Public health experts and toxicologists would agree with Kennedy. One recent review of the benefits of water fluoridation found that they significantly declined since the 1970s, when fluoride toothpaste became more widely available. The review, by British scientists, found that there was “insufficient evidence” to suggest water fluoridation improved dental health.

Linda Birnbaum, the former director of the National Institute of Environmental Health Sciences and the National Toxicology Program, also encouraged increased access to fluoridated mouthwashes and toothpastes.

“I think the question is, are people getting enough fluoride now that we don’t need it in the water?” Birnbaum said. “And then that is, for me, reinforced by the fact that fluoride’s benefits are topical.”

“I do have concerns about fluoride,” Birnbaum said. “I can’t tell you that I’m ready to say fluoride needs to totally come out of drinking water, but I certainly would make recommendations to pregnant women or parents of babies and say, ‘Don’t use fluoridated water at this point of brain development.'”

The toxicologist Lanphear agreed, saying it was time for an “independent review” of water fluoridation.

“We have growing consistent evidence of fluoride’s neurotoxicity and growing reason to question the benefit of putting it in our drinking water,” said Lanphear, who authored the Canadian study.

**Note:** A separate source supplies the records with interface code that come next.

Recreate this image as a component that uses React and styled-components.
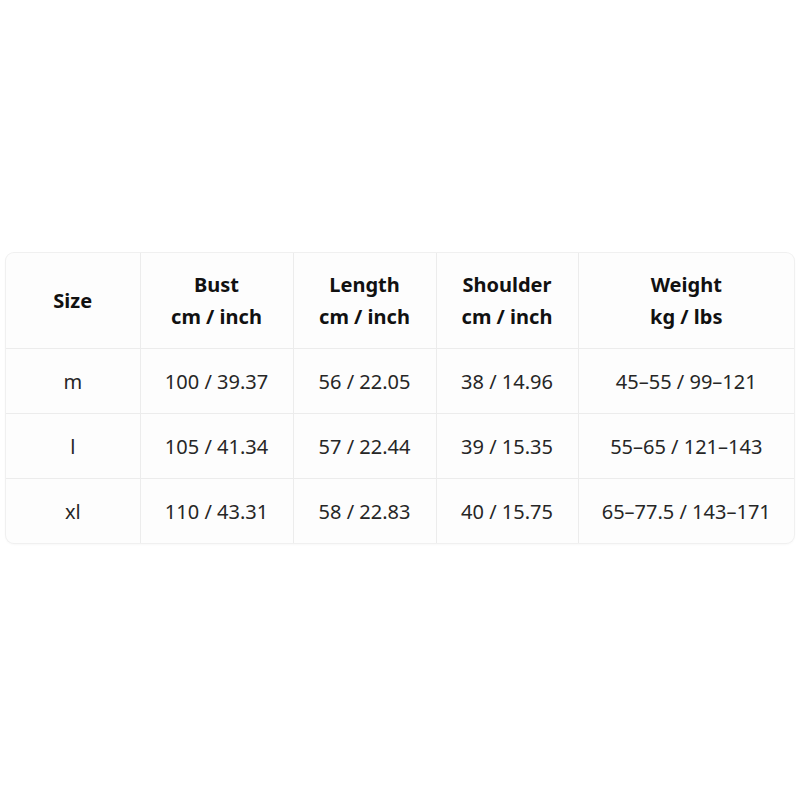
import React from 'react'
import styled, { createGlobalStyle } from 'styled-components'

const GlobalStyle = createGlobalStyle`
  html, body {
    margin: 0;
    padding: 0;
    background: #ffffff;
  }
`

const Page = styled.div`
  width: 800px;
  height: 800px;
  box-sizing: border-box;
  padding: 253px 6px 0 6px;
  font-family: 'Noto Sans', 'Open Sans', sans-serif;
  color: #1d1d1d;
`

const Card = styled.div`
  background: #fdfdfd;
  border-radius: 8px;
  box-shadow: 0 0 0 1px #f0f0f0, 0 1px 3px rgba(0, 0, 0, 0.06);
  overflow: hidden;
`

const Table = styled.table`
  width: 100%;
  border-collapse: collapse;
  table-layout: fixed;
  font-size: 20px;
`

const HeadCell = styled.th`
  height: 95px;
  padding: 0;
  font-weight: 700;
  line-height: 32px;
  text-align: center;
  vertical-align: middle;
  color: #111;
  border-left: 1px solid #ececec;
  border-bottom: 1px solid #ececec;
  &:first-child {
    border-left: none;
  }
`

const Cell = styled.td`
  height: 64px;
  padding: 0;
  text-align: center;
  vertical-align: middle;
  color: #262626;
  border-left: 1px solid #ececec;
  border-bottom: 1px solid #ececec;
  &:first-child {
    border-left: none;
  }
  tr:last-child & {
    border-bottom: none;
  }
`

const columns = [
  { width: 134, title: 'Size' },
  { width: 153, title: 'Bust', unit: 'cm / inch' },
  { width: 143, title: 'Length', unit: 'cm / inch' },
  { width: 142, title: 'Shoulder', unit: 'cm / inch' },
  { width: 216, title: 'Weight', unit: 'kg / lbs' },
]

const rows = [
  ['m', '100 / 39.37', '56 / 22.05', '38 / 14.96', '45–55 / 99–121'],
  ['l', '105 / 41.34', '57 / 22.44', '39 / 15.35', '55–65 / 121–143'],
  ['xl', '110 / 43.31', '58 / 22.83', '40 / 15.75', '65–77.5 / 143–171'],
]

export default function App() {
  return (
    <Page>
      <GlobalStyle />
      <Card>
        <Table>
          <colgroup>
            {columns.map((c) => (
              <col key={c.title} style={{ width: c.width }} />
            ))}
          </colgroup>
          <thead>
            <tr>
              {columns.map((c) => (
                <HeadCell key={c.title}>
                  {c.title}
                  {c.unit && (
                    <>
                      <br />
                      {c.unit}
                    </>
                  )}
                </HeadCell>
              ))}
            </tr>
          </thead>
          <tbody>
            {rows.map((r) => (
              <tr key={r[0]}>
                {r.map((v, i) => (
                  <Cell key={i}>{v}</Cell>
                ))}
              </tr>
            ))}
          </tbody>
        </Table>
      </Card>
    </Page>
  )
}
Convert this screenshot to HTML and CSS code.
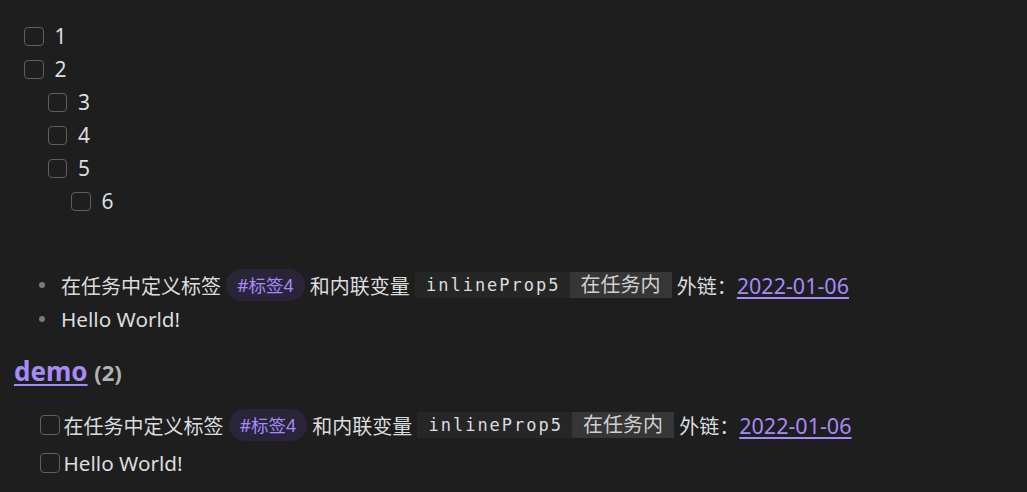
FILE: index.html
```html
<!DOCTYPE html>
<html lang="zh">
<head>
<meta charset="utf-8">
<title>Tasks</title>
<link rel="stylesheet" href="styles.css">
</head>
<body>
<div class="page">
  <ul class="checklist">
    <li><span class="row"><span class="box"></span><span class="label">1</span></span></li>
    <li><span class="row"><span class="box"></span><span class="label">2</span></span>
      <ul class="checklist nested">
        <li><span class="row"><span class="box"></span><span class="label">3</span></span></li>
        <li><span class="row"><span class="box"></span><span class="label">4</span></span></li>
        <li><span class="row"><span class="box"></span><span class="label">5</span></span>
          <ul class="checklist nested">
            <li><span class="row"><span class="box"></span><span class="label">6</span></span></li>
          </ul>
        </li>
      </ul>
    </li>
  </ul>

  <ul class="bullets">
    <li class="bullet-row">在任务中定义标签 <a class="tag">#标签4</a> 和内联变量 <span class="field"><span class="field-key">inlineProp5</span><span class="field-val">在任务内</span></span> 外链：<a class="link">2022-01-06</a></li>
    <li class="bullet-row"><span class="latin">Hello World!</span></li>
  </ul>

  <h4 class="group"><a class="group-link">demo</a> <span class="count">(2)</span></h4>

  <ul class="tasks">
    <li class="task-row"><span class="box"></span><span class="task-text">在任务中定义标签 <a class="tag">#标签4</a> 和内联变量 <span class="field"><span class="field-key">inlineProp5</span><span class="field-val">在任务内</span></span> 外链：<a class="link">2022-01-06</a></span></li>
    <li class="task-row"><span class="box"></span><span class="task-text"><span class="latin">Hello World!</span></span></li>
  </ul>
</div>
</body>
</html>
```

FILE: styles.css
```css
html, body {
  margin: 0;
  padding: 0;
  background: #1e1e1e;
}

body {
  color: #dcddde;
  font-family: "Noto Sans", "Noto Sans CJK SC", sans-serif;
  font-size: 20px;
  width: 1027px;
  height: 492px;
  overflow: hidden;
}

.page {
  padding: 20px 0 0 14px;
}

ul {
  list-style: none;
  margin: 0;
  padding: 0;
}

.checklist {
  padding-left: 10px;
}

.checklist.nested {
  padding-left: 23.5px;
}

.row {
  display: flex;
  align-items: center;
  height: 33px;
}

.box {
  box-sizing: border-box;
  width: 19.5px;
  height: 19.5px;
  border: 1px solid #5f5f5f;
  border-radius: 4px;
  flex: none;
}

.label {
  margin-left: 11px;
  line-height: 33px;
  font-size: 21px;
}

.latin {
  font-size: 20.7px;
}

.bullets {
  margin-top: 50px;
  padding-left: 24px;
}

.bullet-row {
  display: flex;
  align-items: center;
  height: 34px;
  white-space: pre;
}

.bullet-row::before {
  content: "";
  width: 6px;
  height: 6px;
  border-radius: 50%;
  background: #7a7a7a;
  margin: 0 16px 0 1px;
  flex: none;
}

.tag {
  display: inline-block;
  font-size: 17.5px;
  line-height: 24px;
  padding: 4px 11px;
  border-radius: 16px;
  background: #2a2438;
  color: #a68af9;
}

.field {
  display: inline-flex;
  align-items: stretch;
  height: 26px;
}

.field-key {
  background: #262626;
  font-family: "DejaVu Sans Mono", monospace;
  font-size: 17px;
  letter-spacing: 2px;
  line-height: 26px;
  padding: 0 9px 0 11px;
}

.field-val {
  background: #363636;
  line-height: 26px;
  padding: 0 11px;
  color: #d0d0d0;
}

.link {
  color: #a68af9;
  font-size: 21.5px;
  text-decoration: underline;
  text-underline-offset: 3px;
}

.group {
  margin: 17px 0 0 0;
  font-size: 26px;
  font-weight: 700;
  line-height: 36px;
}

.group-link {
  color: #a68af9;
  text-decoration: underline;
  text-decoration-thickness: 2px;
  text-underline-offset: 3px;
}

.count {
  color: #b3b3b3;
  font-size: 22px;
}

.tasks {
  margin-top: 18px;
  padding-left: 26px;
}

.task-row {
  display: flex;
  align-items: center;
  height: 34px;
  margin-bottom: 4px;
}

.task-text {
  margin-left: 4px;
  white-space: pre;
  display: flex;
  align-items: center;
}
```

Yet both Birnbaum and Lanphear said the fluoride announcement is not in and of itself a sign that Kennedy — and EPA — are following the purported MAHA playbook of reducing exposures to toxic substances in food and water. Not only has EPA announced its intent to deregulate mercury emissions, but Kennedy’s own HHS has made cuts to staffing at programs that might naturally help those goals.

Kennedy defended those downsizing decisions Monday, saying that the programs had merely been “consolidated” and that “we didn’t cut any core programs or any critical care programs or any scientific programs.”

That defense rings hollow to Birnbaum. Indeed, the cuts included wholly eliminating the CDC’s lead poisoning prevention office, which helped investigate cases of applesauce pouches contaminated with lead.

“I’m very concerned about public health, with what’s happening with CDC,” Birnbaum said. “I don’t see MAHA as it was talked about, which sounded pretty encouraging.”

Lanphear said the cuts at HHS also leave him wary that EPA’s fluoride review could be tainted by its association with Kennedy, who even before he cut lead programming has been controversial for promoting unproven cures for measles and questioning the safety of vaccines.

If anything, Lanphear is worried that the review announced Monday “is going to make things more challenging in this setting.”

“This is not the ideal situation where you have someone like Kennedy, who is all over the board with a few good ideas and a lot of bad ones, because it will politicize fluoride more,” he said. “Because there will be people who will see Kennedy is involved and automatically dismiss all of this evidence, and that would be wrong. That would be nonscientific.”